== MATERIAL FOR THIS EXERCISE ==
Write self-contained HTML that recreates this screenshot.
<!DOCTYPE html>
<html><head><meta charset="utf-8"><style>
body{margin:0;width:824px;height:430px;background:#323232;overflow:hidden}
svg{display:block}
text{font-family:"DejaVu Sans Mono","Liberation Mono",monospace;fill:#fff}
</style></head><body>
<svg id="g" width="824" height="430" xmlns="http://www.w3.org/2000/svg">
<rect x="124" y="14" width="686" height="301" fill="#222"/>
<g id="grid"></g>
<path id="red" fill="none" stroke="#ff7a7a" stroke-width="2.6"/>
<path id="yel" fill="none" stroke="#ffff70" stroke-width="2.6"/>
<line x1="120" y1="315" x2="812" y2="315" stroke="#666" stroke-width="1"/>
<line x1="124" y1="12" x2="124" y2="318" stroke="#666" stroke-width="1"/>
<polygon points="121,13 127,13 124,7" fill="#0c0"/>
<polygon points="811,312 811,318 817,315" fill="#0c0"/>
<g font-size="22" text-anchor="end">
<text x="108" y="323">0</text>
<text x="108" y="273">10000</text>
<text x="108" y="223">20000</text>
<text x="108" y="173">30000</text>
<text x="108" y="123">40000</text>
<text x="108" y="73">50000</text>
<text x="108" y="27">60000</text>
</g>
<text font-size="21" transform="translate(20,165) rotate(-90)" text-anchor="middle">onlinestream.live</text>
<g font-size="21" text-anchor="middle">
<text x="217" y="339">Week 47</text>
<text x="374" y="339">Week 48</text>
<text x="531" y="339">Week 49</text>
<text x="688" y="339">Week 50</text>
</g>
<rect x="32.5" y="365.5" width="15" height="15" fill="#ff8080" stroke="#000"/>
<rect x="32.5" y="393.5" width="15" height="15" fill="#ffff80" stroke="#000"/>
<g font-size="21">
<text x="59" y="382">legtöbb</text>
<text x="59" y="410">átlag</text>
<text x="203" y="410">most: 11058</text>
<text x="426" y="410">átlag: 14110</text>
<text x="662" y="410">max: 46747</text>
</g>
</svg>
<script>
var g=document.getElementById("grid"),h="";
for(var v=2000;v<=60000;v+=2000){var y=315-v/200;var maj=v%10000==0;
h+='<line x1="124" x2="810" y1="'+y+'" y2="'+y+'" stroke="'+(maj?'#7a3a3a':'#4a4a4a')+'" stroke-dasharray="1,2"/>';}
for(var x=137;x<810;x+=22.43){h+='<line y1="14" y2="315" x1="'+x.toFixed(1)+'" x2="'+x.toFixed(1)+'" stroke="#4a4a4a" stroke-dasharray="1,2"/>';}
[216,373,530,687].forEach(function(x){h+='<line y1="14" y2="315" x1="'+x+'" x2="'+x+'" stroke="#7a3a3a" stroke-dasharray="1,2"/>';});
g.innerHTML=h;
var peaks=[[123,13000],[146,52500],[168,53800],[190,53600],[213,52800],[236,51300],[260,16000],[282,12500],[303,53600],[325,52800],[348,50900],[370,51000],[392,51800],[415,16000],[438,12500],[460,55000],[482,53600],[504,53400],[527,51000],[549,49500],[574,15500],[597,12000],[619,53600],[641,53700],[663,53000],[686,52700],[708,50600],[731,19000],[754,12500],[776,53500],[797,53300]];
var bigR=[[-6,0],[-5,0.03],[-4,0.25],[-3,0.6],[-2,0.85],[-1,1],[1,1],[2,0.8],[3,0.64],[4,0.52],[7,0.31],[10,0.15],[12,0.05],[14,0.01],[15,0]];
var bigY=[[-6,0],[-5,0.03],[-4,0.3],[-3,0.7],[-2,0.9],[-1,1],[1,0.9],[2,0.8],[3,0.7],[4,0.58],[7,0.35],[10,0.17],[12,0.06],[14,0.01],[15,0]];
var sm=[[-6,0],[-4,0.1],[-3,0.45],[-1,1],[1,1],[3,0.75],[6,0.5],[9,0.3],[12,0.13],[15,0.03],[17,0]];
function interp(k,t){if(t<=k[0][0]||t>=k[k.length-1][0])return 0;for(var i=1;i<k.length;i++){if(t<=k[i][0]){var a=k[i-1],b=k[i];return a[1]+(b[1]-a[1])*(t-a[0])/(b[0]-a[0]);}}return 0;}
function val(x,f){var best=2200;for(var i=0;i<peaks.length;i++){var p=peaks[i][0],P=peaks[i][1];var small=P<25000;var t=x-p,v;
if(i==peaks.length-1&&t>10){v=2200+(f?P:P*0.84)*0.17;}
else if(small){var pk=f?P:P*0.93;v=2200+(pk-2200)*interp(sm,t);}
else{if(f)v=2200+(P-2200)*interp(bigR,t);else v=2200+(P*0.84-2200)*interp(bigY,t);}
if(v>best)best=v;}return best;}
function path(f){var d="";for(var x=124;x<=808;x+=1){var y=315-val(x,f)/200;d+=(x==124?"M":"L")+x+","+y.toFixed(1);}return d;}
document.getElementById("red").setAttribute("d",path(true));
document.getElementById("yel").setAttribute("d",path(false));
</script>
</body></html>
===
== MATERIAL FOR THIS EXERCISE ==
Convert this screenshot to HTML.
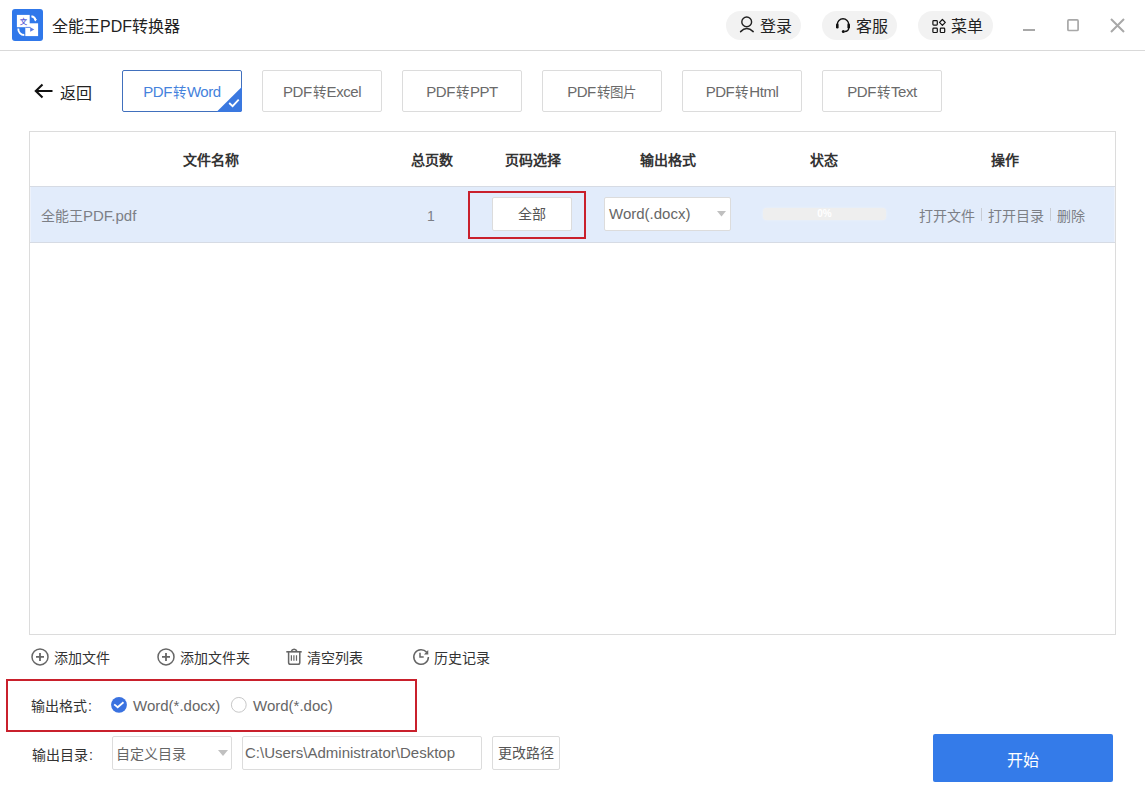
===
== MATERIAL FOR THIS EXERCISE ==
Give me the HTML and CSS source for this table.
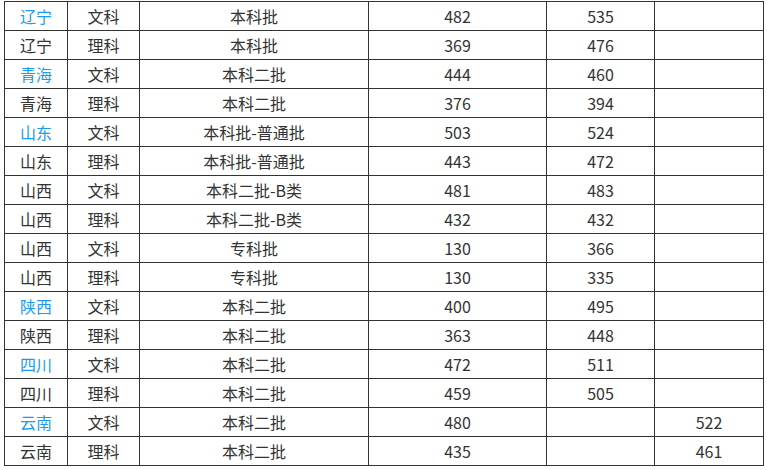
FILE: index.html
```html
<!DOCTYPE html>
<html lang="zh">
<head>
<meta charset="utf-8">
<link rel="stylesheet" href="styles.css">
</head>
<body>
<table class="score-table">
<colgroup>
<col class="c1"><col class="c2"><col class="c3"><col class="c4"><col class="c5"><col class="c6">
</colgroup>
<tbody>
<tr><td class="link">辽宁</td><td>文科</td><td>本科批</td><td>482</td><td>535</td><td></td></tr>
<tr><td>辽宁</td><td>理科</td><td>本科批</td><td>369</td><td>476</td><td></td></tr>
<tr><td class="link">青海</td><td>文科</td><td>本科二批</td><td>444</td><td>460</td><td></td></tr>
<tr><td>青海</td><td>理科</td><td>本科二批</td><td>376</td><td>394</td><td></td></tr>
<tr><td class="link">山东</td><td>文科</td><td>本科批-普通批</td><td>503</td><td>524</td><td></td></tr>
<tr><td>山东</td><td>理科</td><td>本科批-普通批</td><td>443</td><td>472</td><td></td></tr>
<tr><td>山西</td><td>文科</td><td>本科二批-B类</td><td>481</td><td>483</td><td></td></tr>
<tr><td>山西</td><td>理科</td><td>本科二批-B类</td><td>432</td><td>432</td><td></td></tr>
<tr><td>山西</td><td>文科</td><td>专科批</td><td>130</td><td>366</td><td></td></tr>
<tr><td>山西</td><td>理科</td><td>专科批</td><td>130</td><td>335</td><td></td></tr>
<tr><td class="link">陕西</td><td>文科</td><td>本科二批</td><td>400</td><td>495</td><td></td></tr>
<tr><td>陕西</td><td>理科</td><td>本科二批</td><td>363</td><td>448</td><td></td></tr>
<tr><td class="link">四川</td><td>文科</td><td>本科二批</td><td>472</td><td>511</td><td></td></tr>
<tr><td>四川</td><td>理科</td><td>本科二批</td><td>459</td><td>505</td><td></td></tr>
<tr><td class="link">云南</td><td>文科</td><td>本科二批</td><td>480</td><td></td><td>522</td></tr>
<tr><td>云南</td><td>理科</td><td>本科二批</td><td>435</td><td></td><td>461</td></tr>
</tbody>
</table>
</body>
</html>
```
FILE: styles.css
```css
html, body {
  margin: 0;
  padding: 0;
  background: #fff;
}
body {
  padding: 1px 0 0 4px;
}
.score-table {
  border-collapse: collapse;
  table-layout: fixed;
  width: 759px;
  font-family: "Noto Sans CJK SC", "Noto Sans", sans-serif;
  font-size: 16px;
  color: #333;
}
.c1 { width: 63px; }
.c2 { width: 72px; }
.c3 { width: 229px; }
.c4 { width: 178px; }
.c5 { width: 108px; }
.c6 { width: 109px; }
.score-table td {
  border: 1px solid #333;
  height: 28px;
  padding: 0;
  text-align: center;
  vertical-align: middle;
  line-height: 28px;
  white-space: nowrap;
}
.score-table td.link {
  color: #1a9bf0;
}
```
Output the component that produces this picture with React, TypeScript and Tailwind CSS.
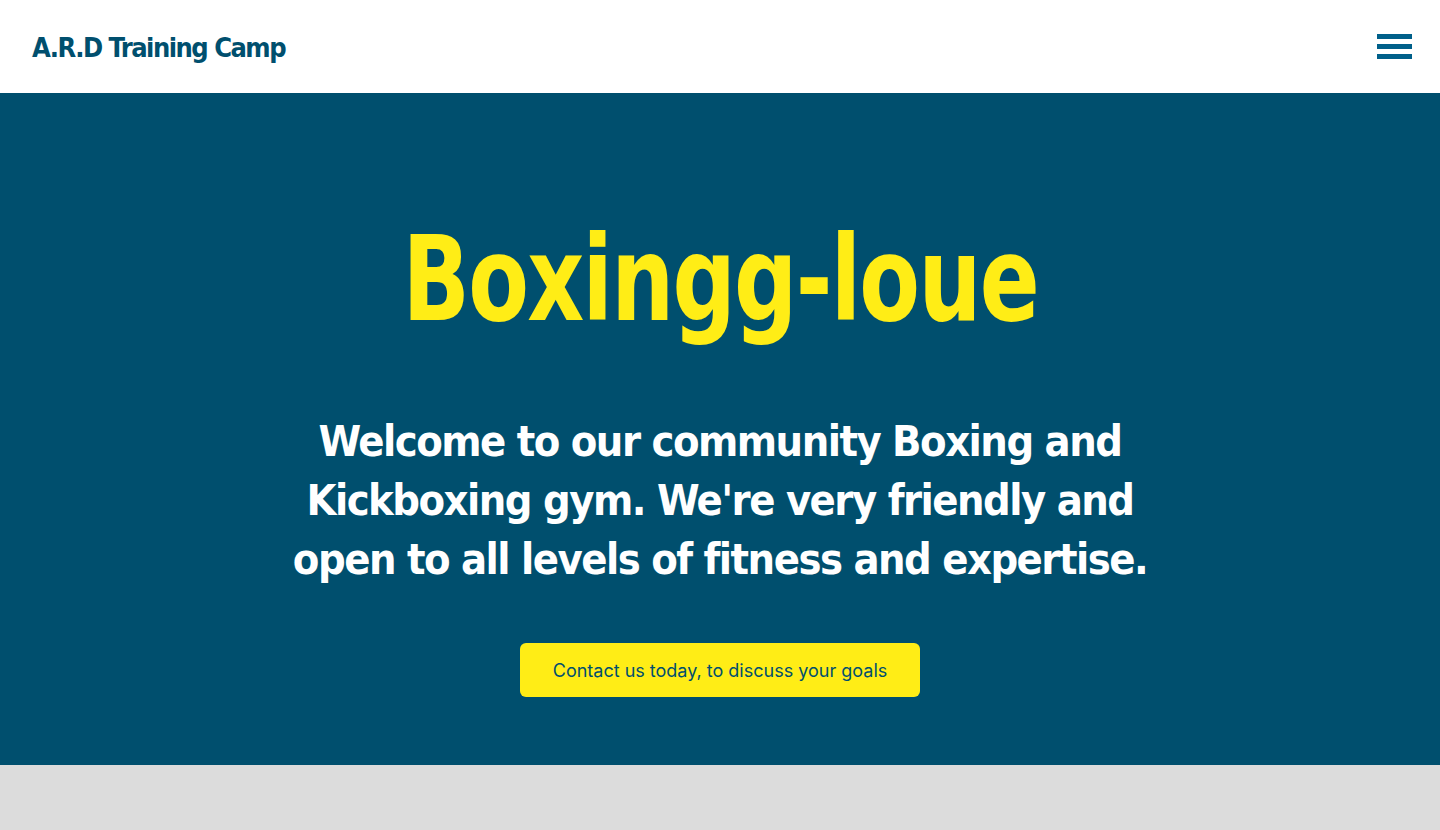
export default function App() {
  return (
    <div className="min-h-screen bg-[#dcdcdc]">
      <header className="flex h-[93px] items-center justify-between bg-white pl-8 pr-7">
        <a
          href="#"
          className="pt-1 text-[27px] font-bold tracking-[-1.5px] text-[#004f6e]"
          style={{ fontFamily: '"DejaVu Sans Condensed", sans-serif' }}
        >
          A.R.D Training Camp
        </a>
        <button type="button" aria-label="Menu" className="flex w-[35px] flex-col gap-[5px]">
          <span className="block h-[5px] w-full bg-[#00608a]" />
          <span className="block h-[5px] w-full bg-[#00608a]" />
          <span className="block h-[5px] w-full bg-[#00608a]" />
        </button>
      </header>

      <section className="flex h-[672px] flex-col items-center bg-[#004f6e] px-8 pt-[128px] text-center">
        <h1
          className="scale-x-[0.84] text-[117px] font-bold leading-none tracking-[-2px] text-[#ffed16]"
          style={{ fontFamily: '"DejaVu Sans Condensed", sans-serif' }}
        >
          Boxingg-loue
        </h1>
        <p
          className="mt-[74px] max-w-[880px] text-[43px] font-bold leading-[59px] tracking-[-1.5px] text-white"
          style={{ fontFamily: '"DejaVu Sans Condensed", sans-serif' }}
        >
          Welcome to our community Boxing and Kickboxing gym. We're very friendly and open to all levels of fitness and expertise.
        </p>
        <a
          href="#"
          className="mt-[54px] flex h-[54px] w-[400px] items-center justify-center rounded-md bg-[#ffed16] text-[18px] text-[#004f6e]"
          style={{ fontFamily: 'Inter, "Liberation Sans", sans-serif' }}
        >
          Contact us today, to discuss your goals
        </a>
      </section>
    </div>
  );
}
===
**STATED GOAL**
How many lines in the listing contain "screenshot"? Answer with the number alone.

**SOLUTION TO THIS EXERCISE**
2